Grocon has been in a financial tailspin for a number of years, and the group’s failed development in Sydney’s Central Barangaroo project is said to have set in motion a domino effect of entities in administration. 

But it wasn’t always unpaid debts and administrators. 

Founded by Luigi Grollo in Melbourne in 1948, the Grollo Group began as a one-man concreting business, completing small jobs like shopping centre car parks and swimming pools.

When Luigi’s sons Bruno and Rino joined the business, the Grollo Group transitioned from building local projects to some of Melbourne’s best-known landmark developments.

Moving to Darwin in the 1970s to rebuild homes destroyed by Cyclone Tracy, Grocon became known as a trusted builder outside of Melbourne, and would continue to be contracted for clean up and recovery following devastating bushfire seasons. 

Following this, the company began to diversify its project offering and became a key player in the Australian construction industry, developing and constructing buildings across a number of sectors including residential, commercial, education, retail and tourism. 

The Projects that Defined Grocon’s Success

The 1980s saw Grocon become a household name, with the delivery of the company’s first integrated development and construction project, the Rialto Towers at 525 Collins Street. 

Completed in 1986, the Rialto became Melbourne’s first skyscraper, and for a time the tallest building in the southern hemisphere. The Rialto building is the only major Grocon development still owned by the Grollo family. 

In the 90s, Grocon was contracted to build the Crown Entertainment Complex, transforming Melbourne’s Southbank into a veritable lifestyle precinct. 

The complex, completed in 1997, features three hotel towers set across 510,000 m2 of space, equivalent to two city blocks, making it one of the largest casinos in the world, and one of Grocon’s most memorable builds. 

In 2002, Grocon began the 4-year construction of the Eureka Tower in Southbank. Upon completion, the tower was the tallest residential tower in the world, and until 2019 the tallest building in Melbourne, at 297.3m (it was then topped out by the 316.7m Australia 108 tower). 

In the 90s, Grocon expanded into Sydney, working on landmark developments such as one of Sydney CBD’s largest office developments, the Governor Philip and Governor Macquarie Towers at One Farrer Place. 

Grocon also successfully delivered 1 Martin Place, which saw the restoration of the GPO Heritage Building and inclusion of a 24-storey office tower and hotel.

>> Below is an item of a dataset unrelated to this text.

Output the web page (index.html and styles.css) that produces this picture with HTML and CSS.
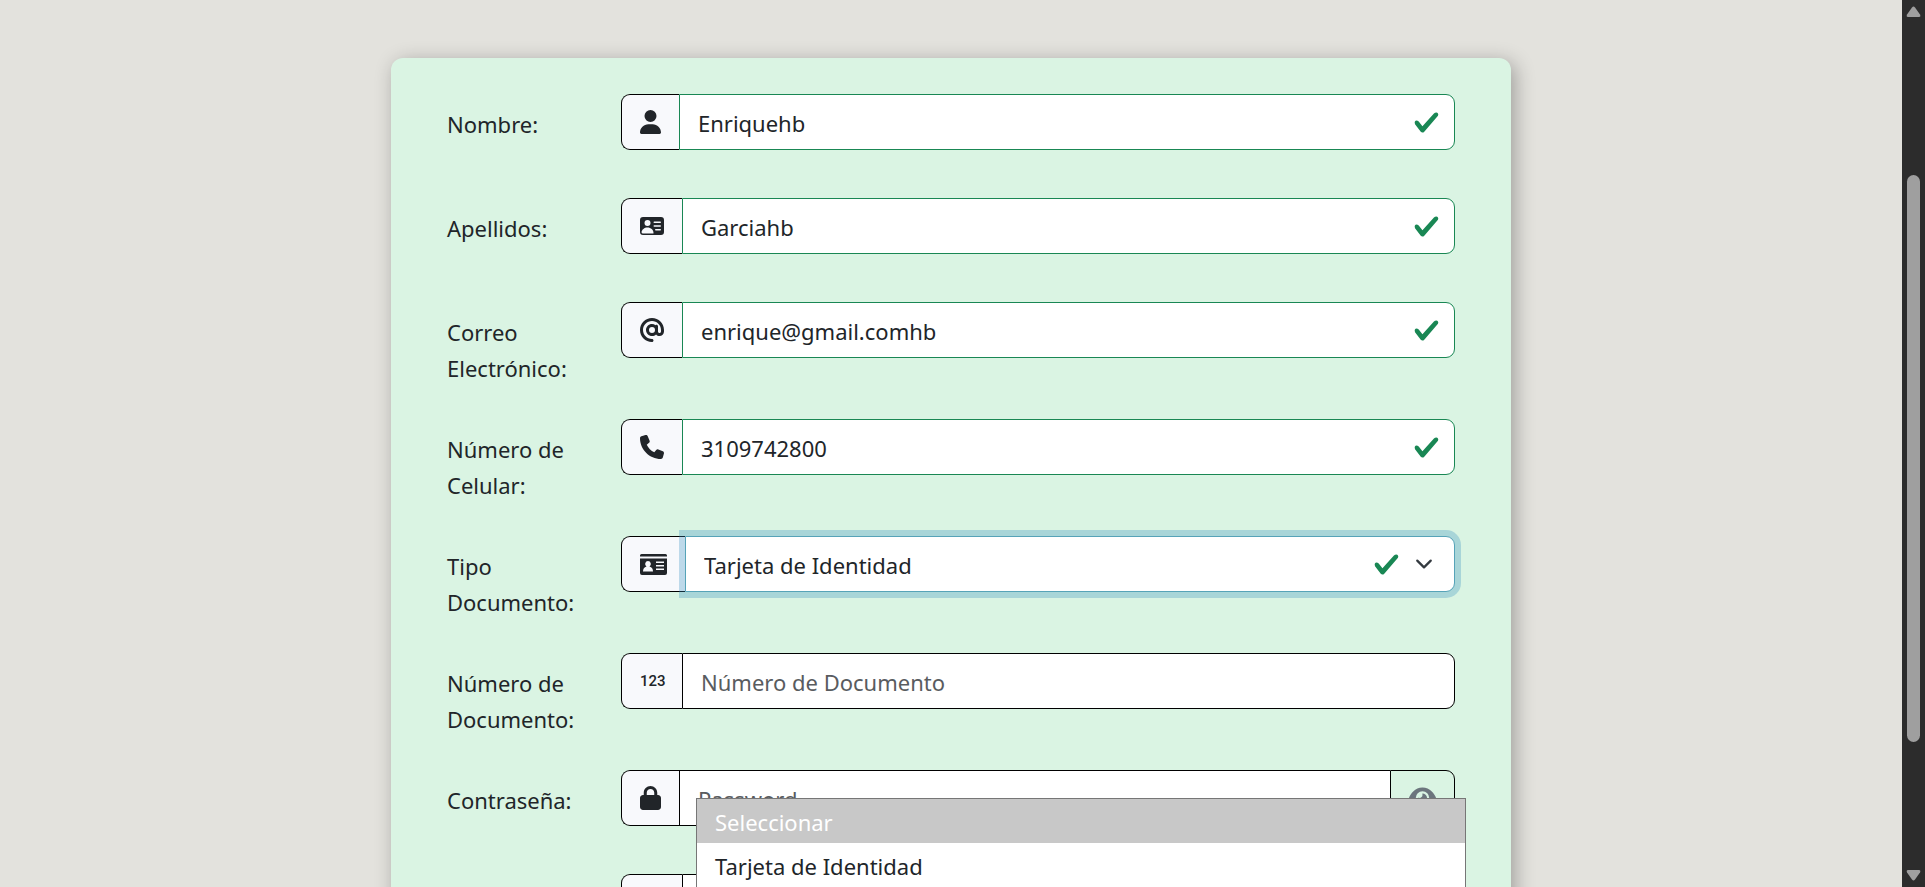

Turning Points in the Grocon Empire

In 2000, the Grocon business was split into two: the construction arm would be owned by Bruno Grollo and his son Daniel, while the development business, which included Equiset and Grollo Group, went to Rino. The half that went to Rino included the family’s 50% share of the Rialto building. 

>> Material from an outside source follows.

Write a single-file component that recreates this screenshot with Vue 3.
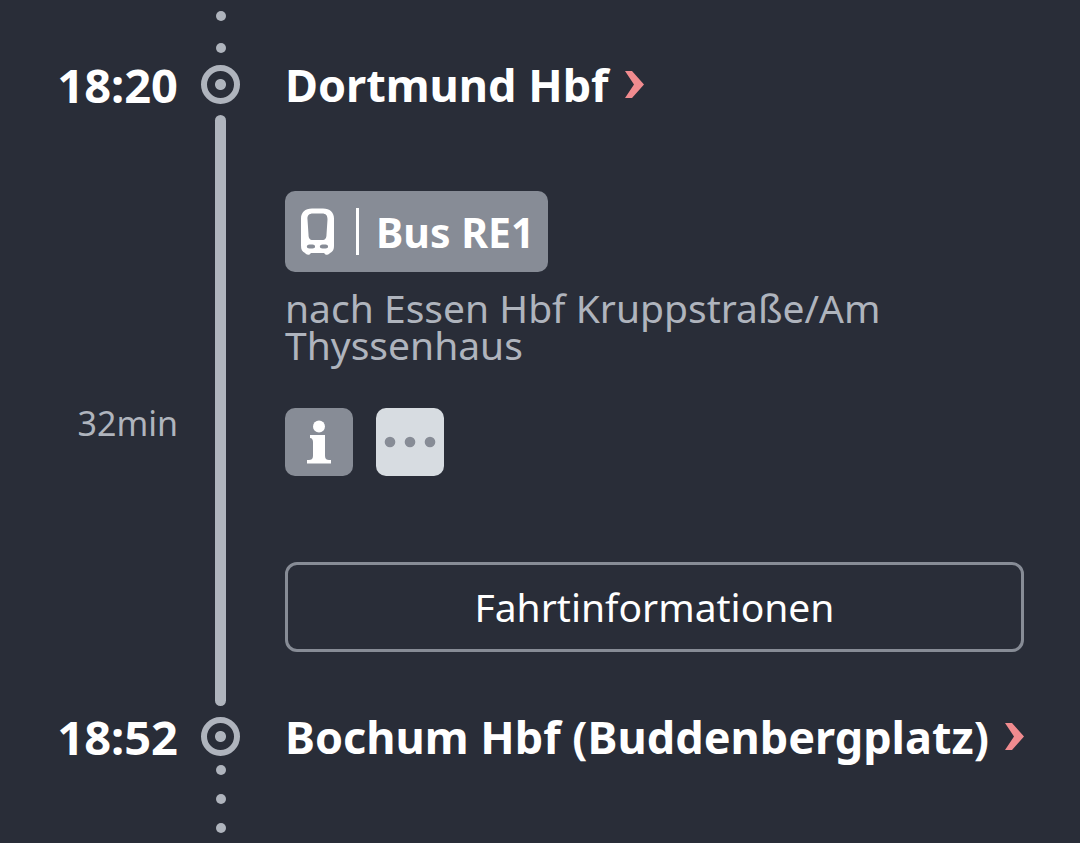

In 2012 the construction business was split yet again, this time separating into a construction business to be owned and run by Daniel Grollo, and a property development business owned by siblings Adam and Leeanna. 

The division of the business meant Daniel assumed control of the group and all building and development projects in the pipeline, whilst assets were either sold or spun out. The idea was to take a proactive approach to the business ownership and create a mutually beneficial result for Bruno Grollo’s three children.

A year into Daniel Grollo’s ownership, the wheels began to fall off the bus. His hardened stance on unions in an effort to ‘get sites under control’ resulted in a famous clash with the CFMEU at the site of the Emporium shopping centre on Lonsdale Street, lasting four days. The Supreme Court of Victoria ruled the union directed crowds to obstruct access to the site. Grollo called the behaviour “threatening and lawless.” 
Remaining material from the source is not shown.